TASK:
Work out how many lines contain "React". Reply with the count alone.

-*-

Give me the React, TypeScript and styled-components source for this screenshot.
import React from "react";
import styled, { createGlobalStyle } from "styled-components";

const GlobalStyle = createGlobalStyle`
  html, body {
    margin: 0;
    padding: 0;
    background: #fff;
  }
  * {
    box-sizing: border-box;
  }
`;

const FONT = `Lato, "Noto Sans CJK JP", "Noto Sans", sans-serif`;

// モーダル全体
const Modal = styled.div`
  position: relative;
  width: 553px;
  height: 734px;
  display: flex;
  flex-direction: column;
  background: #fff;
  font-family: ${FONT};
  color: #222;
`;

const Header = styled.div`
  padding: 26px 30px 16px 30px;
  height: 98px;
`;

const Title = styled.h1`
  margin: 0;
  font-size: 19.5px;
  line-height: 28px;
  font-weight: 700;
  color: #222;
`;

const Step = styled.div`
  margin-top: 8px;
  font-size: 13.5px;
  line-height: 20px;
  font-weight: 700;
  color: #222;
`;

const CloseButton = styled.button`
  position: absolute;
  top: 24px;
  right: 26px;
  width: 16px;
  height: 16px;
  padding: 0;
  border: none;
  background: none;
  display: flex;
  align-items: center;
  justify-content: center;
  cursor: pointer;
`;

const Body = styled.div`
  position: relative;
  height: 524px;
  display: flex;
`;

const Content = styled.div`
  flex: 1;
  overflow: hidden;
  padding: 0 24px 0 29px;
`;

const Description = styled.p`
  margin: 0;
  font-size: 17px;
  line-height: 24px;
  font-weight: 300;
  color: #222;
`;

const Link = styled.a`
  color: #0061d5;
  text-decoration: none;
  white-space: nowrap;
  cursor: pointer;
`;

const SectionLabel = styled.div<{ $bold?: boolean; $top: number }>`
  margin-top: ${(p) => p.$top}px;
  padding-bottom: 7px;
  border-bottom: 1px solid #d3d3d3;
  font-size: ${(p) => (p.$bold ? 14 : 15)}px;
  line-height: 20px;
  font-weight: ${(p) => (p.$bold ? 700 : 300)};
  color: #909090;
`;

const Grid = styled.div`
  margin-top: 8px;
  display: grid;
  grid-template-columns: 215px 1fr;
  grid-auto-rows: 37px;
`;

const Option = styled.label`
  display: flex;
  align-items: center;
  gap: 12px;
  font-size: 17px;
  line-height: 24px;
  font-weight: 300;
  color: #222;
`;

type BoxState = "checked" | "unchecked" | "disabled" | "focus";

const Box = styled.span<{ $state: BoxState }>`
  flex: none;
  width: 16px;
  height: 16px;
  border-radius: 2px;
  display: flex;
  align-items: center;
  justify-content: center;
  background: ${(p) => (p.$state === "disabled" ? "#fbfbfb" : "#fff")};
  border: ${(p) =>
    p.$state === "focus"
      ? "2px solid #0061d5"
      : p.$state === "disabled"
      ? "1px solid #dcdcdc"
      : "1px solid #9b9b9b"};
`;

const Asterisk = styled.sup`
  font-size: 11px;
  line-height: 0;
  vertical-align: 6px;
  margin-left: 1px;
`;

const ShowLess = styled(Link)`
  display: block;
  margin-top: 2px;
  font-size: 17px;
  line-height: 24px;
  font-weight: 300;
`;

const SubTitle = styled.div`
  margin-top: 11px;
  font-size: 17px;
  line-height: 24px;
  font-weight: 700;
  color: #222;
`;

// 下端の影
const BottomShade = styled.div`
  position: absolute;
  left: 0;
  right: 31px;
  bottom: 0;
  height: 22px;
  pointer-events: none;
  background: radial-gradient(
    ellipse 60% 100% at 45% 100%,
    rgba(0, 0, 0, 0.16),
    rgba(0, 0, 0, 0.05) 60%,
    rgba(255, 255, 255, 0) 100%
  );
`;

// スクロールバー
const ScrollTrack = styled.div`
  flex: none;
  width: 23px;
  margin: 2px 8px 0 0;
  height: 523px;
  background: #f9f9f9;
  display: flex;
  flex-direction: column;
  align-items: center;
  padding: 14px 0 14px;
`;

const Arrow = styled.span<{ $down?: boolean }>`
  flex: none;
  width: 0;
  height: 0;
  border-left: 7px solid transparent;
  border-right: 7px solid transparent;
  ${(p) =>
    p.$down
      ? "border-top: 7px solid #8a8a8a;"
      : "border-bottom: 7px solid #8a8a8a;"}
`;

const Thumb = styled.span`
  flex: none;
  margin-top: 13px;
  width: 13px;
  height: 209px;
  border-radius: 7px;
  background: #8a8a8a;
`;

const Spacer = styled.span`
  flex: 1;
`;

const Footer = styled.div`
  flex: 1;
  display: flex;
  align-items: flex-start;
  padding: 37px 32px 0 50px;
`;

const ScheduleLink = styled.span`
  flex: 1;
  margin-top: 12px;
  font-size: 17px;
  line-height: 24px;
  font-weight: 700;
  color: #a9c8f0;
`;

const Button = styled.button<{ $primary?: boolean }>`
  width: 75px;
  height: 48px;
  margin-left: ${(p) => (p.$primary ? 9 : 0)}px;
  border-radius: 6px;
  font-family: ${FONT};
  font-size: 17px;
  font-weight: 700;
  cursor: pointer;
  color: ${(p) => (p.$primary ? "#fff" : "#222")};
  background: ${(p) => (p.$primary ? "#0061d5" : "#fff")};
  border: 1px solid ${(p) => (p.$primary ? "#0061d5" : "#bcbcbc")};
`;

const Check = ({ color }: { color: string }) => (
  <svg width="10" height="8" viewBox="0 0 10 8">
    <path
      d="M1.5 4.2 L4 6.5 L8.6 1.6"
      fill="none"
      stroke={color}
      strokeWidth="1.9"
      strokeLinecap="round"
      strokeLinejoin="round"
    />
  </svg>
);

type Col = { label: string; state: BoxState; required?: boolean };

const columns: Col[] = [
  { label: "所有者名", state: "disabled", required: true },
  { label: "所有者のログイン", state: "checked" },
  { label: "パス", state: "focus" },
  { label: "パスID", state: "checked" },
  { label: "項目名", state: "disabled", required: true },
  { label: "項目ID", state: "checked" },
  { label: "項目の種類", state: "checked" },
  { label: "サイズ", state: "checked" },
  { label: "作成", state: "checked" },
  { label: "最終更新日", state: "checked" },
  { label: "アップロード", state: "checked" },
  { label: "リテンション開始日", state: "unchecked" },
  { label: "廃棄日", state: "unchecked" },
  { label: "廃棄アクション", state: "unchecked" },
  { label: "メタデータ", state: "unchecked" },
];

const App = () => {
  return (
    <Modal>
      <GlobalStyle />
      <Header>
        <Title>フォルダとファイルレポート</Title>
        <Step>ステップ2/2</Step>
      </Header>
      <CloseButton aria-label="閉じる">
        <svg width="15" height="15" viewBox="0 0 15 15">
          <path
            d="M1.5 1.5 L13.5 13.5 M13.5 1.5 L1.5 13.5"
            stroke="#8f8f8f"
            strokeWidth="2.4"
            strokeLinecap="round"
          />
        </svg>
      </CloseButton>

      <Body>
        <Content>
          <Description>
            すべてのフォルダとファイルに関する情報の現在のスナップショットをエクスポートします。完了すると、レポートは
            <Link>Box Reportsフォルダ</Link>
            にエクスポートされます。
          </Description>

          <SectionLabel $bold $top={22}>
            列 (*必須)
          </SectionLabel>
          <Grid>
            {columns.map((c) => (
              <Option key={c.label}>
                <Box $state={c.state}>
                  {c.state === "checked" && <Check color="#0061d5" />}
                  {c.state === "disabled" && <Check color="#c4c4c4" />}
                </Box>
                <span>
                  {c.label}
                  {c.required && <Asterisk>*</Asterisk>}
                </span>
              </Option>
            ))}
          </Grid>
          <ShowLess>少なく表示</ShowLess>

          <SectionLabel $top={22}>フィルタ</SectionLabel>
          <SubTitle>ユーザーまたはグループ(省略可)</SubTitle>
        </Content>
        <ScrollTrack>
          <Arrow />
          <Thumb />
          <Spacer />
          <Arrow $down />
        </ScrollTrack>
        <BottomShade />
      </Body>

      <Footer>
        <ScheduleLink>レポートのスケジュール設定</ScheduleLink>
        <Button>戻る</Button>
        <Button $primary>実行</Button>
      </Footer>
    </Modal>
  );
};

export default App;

-*-

EXERCISE RESPONSE:
2